Missing Frames on the Wall
- tmwashington
- Sep 8, 2021
- 2 min read
Quite symbolically, my children rip down family pictures whenever they get mad at me. Instead of using nails, I've committed to using the velcro strips that supposedly leave no trace for repainting (not true). So they often come loose with four children traipsing up and down the stairs. The first few, fell naturally or unintentionally. Hitting each step on their way down, clanging and banging and leaving shattered glass scattered down the stairs. But sometime between the accidents and the stomping, my oldest decided the way to really get under my skin, was to intentionally take them off the wall. Shouting how much he hates me, grabbing a cherished photo and unhinging it from its shrine on wall. He wouldn't smash it, only take it off and leave it on the stairs. Starting with, of course, the ones with him and I alone and then moved onto others with more family members. Saying hurtful words like, "You're not my real mother" and "I only love my biological mother," - words reserved for adoptive mothers that sting just the right way. Words flung like arrows hitting every target. And of course, the other children tried to follow suit. Luckily my youngest two don't have the fine motor skills to pull it off.
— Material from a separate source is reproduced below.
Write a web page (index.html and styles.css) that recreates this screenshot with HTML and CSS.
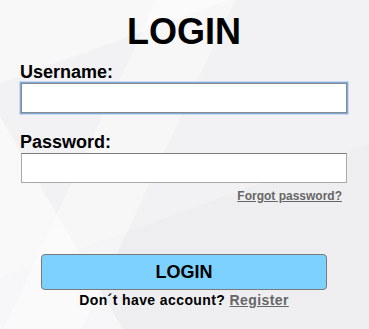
FILE: index.html
```html
<!DOCTYPE html>
<html lang="en">
<head>
<meta charset="utf-8">
<title>Login</title>
<link rel="stylesheet" href="styles.css">
</head>
<body>
<main class="login">
  <h1 class="title">LOGIN</h1>
  <form class="form">
    <label class="label" for="user">Username:</label>
    <input class="field field-focus" id="user" type="text">
    <label class="label label-pass" for="pass">Password:</label>
    <input class="field" id="pass" type="password">
    <div class="forgot-row"><a class="link forgot" href="#">Forgot password?</a></div>
    <button class="btn" type="button">LOGIN</button>
    <p class="register">Don´t have account? <a class="link" href="#">Register</a></p>
  </form>
</main>
</body>
</html>
```
FILE: styles.css
```css
* { box-sizing: border-box; }
html, body { margin: 0; padding: 0; }
body {
  width: 369px;
  height: 329px;
  overflow: hidden;
  font-family: "Liberation Sans", Arial, sans-serif;
  color: #000;
  background:
    linear-gradient(115deg, rgba(255,255,255,0) 0 30%, rgba(255,255,255,0.4) 30% 45%, rgba(255,255,255,0) 45%),
    linear-gradient(60deg, rgba(255,255,255,0.5) 0 22%, rgba(255,255,255,0) 22%),
    linear-gradient(160deg, rgba(255,255,255,0.45) 0 18%, rgba(255,255,255,0) 18% 60%, rgba(236,236,239,0.6) 60%),
    #f2f2f4;
}
.login {
  padding: 0 22px 0 21px;
}
.title {
  margin: 0;
  padding-top: 14px;
  font-size: 36px;
  line-height: 36px;
  font-weight: bold;
  text-align: center;
}
.form {
  display: flex;
  flex-direction: column;
}
.label {
  display: block;
  margin-top: 12px;
  margin-left: -1px;
  font-size: 18px;
  line-height: 21px;
  font-weight: bold;
}
.label-pass { margin-top: 19px; }
.field {
  display: block;
  width: 326px;
  height: 30px;
  margin: 0;
  background: #fff;
  border: 1px solid #a9a9a9;
  border-top-color: #7d7d7d;
}
.field-focus {
  border-color: #8a8a8a;
  box-shadow: 0 0 0 1px #7ea9db, 0 0 0 2px rgba(160,195,235,0.5);
}
.forgot-row {
  display: flex;
  justify-content: flex-end;
  padding-right: 5px;
  margin-top: 6px;
}
.link {
  color: #666;
  font-weight: bold;
  text-decoration: underline;
}
.forgot {
  font-size: 12px;
  line-height: 15px;
}
.btn {
  align-self: center;
  width: 286px;
  height: 36px;
  margin-top: 50px;
  padding: 0;
  background: #7dd1ff;
  border: 1px solid #7a7a7a;
  border-radius: 4px;
  font-family: "Liberation Sans", Arial, sans-serif;
  font-size: 18px;
  font-weight: bold;
  color: #000;
}
.register {
  margin: 2px 0 0;
  text-align: center;
  font-size: 14px;
  line-height: 17px;
  font-weight: bold;
  letter-spacing: 0.4px;
}
```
Since my oldest son has left home, I have not taken the time to put the rest of the pictures back - leaving gaping holes in the collage up the walls. It's constantly on my "to do" list but never seems to find its way to the top. There's something just too sad about having to open the packages of velcro strips, hold them in place for 60 seconds, and make sure they snap into place. Waiting an hour before finally returning each frame to its rightful place. Something in his absence has sucked the energy out of this simple task. I think it could be that I never look too closely at the pictures when I pass them. Up and down the stairs countless times a day - never really looking at my aging children or my younger self. Never recounting the mistakes and triumphs I've made as a mother. And to take the moments to revisit those, right now, is just too painful. So our house remains incomplete - fractured, broken, with giant gaping holes where happy memories should have been - waiting for a day when I have enough left in my heart to reclaim them.